Rising transport costs, disruption across rail and air networks, and ongoing economic uncertainty are forcing UK businesses to reassess how they manage travel spend. What was once a routine operational cost is now a clear area of financial risk. A well-structured travel policy provides a way to manage that risk. It gives organisations control over spend, supports operational continuity and maintains employee performance without restricting essential travel.
What Defines a Resilient Corporate Travel Policy?
A resilient travel policy is designed to manage uncertainty while keeping spending predictable. It combines flexibility in bookings, clear cost controls, compliance with HMRC rules and contingency planning.
Together, these elements give finance teams visibility over travel costs while allowing business-critical trips to proceed. They also reduce exposure to last-minute price changes and disruption, which remain common in the UK market.
Factors Shaping Business Travel Policy
Rail accounts for most UK domestic business travel, yet fares remain volatile, and disruption is frequent. Strikes and delays often force last-minute changes, which quickly increase costs when policies lack flexibility.
Compliance adds another layer of complexity. HMRC rules determine how travel expenses are treated, including what qualifies as business travel and how reimbursements are handled. Poorly structured policies create tax risk and increase administrative burden.
Sustainability is also shaping decision-making. Many organisations now prioritise rail over domestic flights and require some level of emissions tracking. However, cost and time constraints still apply, which makes trade-offs unavoidable.
This combination of cost pressure, disruption and compliance requirements means policy design needs to be both structured and adaptable.

Key Strategies for Controlling Corporate Travel Costs
Move to Dynamic Travel Budgeting
Fixed annual travel budgets are less effective in a volatile environment, particularly when rail and air fares can shift within weeks. Many UK firms now review travel spend monthly.
This allows finance teams to adjust budgets in line with pricing trends and business demand, rather than applying broad restrictions that may limit revenue-generating activity. The shift in budgeting also affects how bookings are managed.

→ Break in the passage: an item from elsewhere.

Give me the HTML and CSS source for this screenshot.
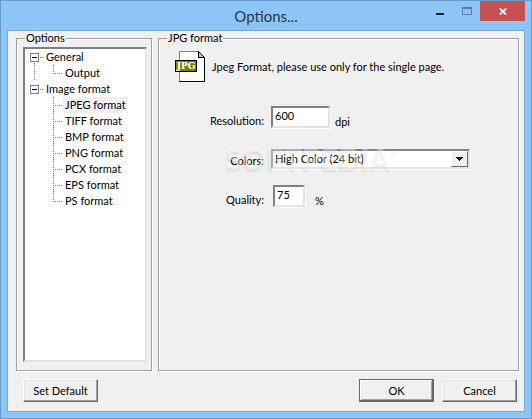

Prioritise Flexible Booking Options
Lower upfront cost often leads to higher total spend when plans change. Non-refundable tickets can become expensive if rebooking is required at short notice.
A clear policy defines when flexibility is necessary, particularly for routes with known disruption risk or trips tied to uncertain schedules. Rail travel during periods of industrial action is a common example, where fixed tickets can quickly lose value.
Introduce Structured Approval Workflows
Approval processes control unnecessary travel without slowing down essential trips. A tiered system keeps oversight where it matters.
Low-cost, policy-compliant bookings can be approved automatically, while higher-cost or international travel requires a manager’s sign-off. This approach maintains efficiency while keeping spending under control.
Use Travel Management Platforms
Travel management tools give organisations real-time visibility over bookings and spend. They also enforce policy rules at the point of booking, which reduces manual intervention. These systems can flag out-of-policy bookings, track unused tickets and help teams respond more quickly to disruption.
Build in Contingency Planning
Disruption is a consistent feature of travel. Policies need to include clear guidance on alternative routes, rebooking procedures and support for employees affected by delays.
Without this structure, organisations are forced into reactive decisions that increase both cost and operational disruption. In time-sensitive situations, some organisations may also consider premium alternatives such as private jet hire for critical travel, where delays would have a direct financial or operational impact.
How To Balance Travel Cost Savings With Employee Productivity
Cost control should not reduce employee effectiveness. Travel conditions have a direct impact on productivity, particularly for longer journeys or client-facing roles.
Effective policies set clear expectations while allowing reasonable flexibility. This often includes allowing higher travel classes for longer journeys or setting minimum accommodation standards.
Fairness and transparency remain important. Employees are more likely to follow a policy that is consistent and clearly explained, especially when travel conditions are demanding.
Managing Sustainability Alongside Cost
Sustainability targets are now part of many travel policies, but financial and operational constraints remain. Rail-first approaches and emissions tracking are becoming standard in larger UK organisations.
A practical policy allows informed decisions rather than fixed rules. Rail may be preferred for shorter journeys, while flights remain appropriate where they offer a clear time or cost advantage.
Practical Takeaways for Business Leaders
Corporate travel policy is a controllable area of spend that supports wider financial stability. In uncertain conditions, the focus should be on structure and adaptability rather than restriction. Key actions include adopting flexible budgeting, defining when flexible fares are required, implementing tiered approval processes, using travel management tools for visibility and preparing for disruption through clear contingency planning. A resilient approach ensures that travel supports business performance while keeping costs predictable. In a volatile market, that balance has a direct impact on cost control and operational performance.